[Records with interface code]
* Start *
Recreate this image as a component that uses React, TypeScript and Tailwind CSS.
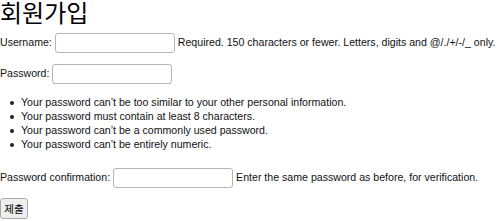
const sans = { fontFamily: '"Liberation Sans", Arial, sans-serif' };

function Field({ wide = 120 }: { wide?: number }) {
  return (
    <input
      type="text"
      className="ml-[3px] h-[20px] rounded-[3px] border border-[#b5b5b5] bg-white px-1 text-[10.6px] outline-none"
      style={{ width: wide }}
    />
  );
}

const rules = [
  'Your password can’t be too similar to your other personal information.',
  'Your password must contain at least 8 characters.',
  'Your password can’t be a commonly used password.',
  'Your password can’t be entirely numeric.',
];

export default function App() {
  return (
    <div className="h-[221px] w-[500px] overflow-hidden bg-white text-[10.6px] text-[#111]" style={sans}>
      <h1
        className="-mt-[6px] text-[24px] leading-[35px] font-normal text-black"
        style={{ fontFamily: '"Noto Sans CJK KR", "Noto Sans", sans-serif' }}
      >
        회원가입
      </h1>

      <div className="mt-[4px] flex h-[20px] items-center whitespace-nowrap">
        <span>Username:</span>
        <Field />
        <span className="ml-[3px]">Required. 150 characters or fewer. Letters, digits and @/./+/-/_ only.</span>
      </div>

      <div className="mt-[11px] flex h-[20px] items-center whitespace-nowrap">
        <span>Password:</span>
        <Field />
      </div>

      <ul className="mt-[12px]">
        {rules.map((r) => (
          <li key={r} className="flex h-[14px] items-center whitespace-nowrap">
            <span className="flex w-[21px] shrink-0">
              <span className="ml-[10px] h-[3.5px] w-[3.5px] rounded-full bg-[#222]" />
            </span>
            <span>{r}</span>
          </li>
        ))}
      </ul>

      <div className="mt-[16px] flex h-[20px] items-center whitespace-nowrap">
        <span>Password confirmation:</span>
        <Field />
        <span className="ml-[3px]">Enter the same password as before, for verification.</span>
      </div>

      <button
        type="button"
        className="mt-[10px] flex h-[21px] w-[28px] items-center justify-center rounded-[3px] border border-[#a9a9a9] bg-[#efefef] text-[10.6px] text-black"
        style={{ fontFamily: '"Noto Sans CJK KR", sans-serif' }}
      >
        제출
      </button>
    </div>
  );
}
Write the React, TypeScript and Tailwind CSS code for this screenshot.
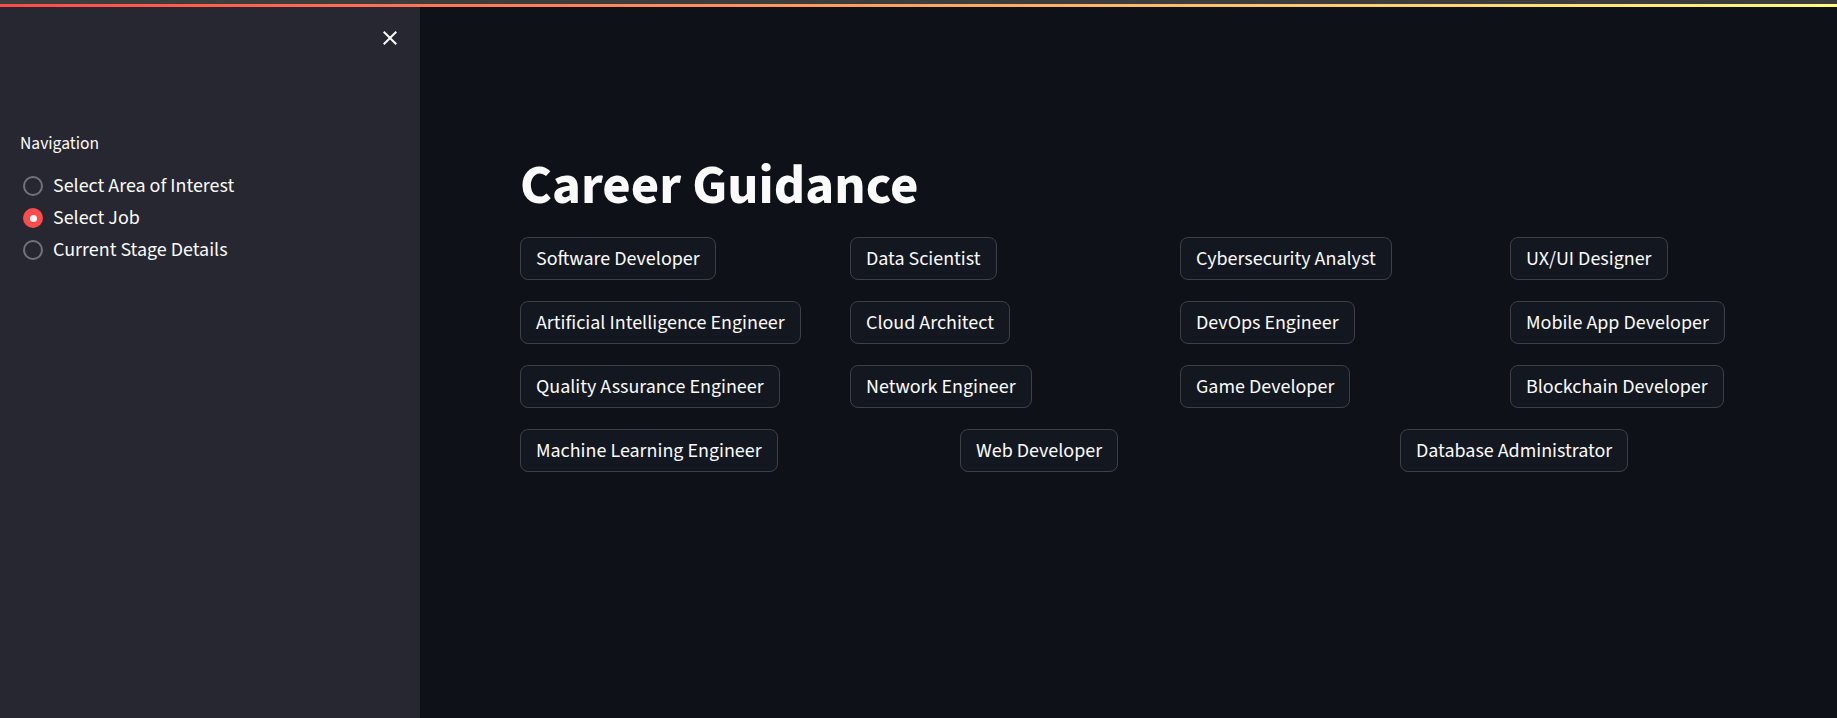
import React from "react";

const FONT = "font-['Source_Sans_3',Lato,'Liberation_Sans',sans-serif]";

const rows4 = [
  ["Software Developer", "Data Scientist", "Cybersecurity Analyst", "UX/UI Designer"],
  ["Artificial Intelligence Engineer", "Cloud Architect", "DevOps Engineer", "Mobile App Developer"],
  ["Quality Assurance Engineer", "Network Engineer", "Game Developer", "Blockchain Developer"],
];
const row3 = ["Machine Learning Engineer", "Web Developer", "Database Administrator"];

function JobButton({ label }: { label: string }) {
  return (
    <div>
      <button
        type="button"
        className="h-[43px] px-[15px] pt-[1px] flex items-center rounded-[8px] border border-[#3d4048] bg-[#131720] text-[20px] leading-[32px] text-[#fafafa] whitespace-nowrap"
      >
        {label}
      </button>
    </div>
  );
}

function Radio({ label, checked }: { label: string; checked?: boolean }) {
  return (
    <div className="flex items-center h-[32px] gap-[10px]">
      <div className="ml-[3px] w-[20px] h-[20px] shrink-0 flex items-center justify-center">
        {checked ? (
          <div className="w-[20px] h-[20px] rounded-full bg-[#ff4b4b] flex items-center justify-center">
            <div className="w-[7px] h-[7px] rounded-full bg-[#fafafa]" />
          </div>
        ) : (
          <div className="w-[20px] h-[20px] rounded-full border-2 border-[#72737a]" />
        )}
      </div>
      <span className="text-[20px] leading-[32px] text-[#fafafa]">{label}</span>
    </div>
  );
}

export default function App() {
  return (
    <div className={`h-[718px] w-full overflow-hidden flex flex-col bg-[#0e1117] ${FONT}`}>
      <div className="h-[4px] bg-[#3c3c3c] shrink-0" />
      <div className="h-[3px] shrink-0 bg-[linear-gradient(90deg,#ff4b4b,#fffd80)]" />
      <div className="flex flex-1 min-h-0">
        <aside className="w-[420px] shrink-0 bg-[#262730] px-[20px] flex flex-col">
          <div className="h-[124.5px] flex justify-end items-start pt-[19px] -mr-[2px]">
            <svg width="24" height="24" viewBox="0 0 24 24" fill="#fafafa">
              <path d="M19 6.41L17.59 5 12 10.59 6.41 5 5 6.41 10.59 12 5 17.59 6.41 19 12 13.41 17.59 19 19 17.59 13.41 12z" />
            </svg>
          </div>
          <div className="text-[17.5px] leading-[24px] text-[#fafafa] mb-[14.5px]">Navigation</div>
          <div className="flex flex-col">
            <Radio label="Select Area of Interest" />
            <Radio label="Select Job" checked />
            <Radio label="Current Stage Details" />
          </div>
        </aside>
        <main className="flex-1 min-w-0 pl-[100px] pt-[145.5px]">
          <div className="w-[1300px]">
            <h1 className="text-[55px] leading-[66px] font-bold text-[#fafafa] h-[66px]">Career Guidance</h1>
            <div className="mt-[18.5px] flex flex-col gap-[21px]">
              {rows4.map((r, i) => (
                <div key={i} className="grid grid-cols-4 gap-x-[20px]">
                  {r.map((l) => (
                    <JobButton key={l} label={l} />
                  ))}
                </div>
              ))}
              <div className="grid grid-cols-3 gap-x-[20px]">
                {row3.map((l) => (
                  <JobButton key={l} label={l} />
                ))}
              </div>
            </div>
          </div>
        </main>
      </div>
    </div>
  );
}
* End *
_Exercise requirements:_
Reply with the number of lines in the material above that contain "TypeScript", and nothing more.

_Result of the exercise:_
2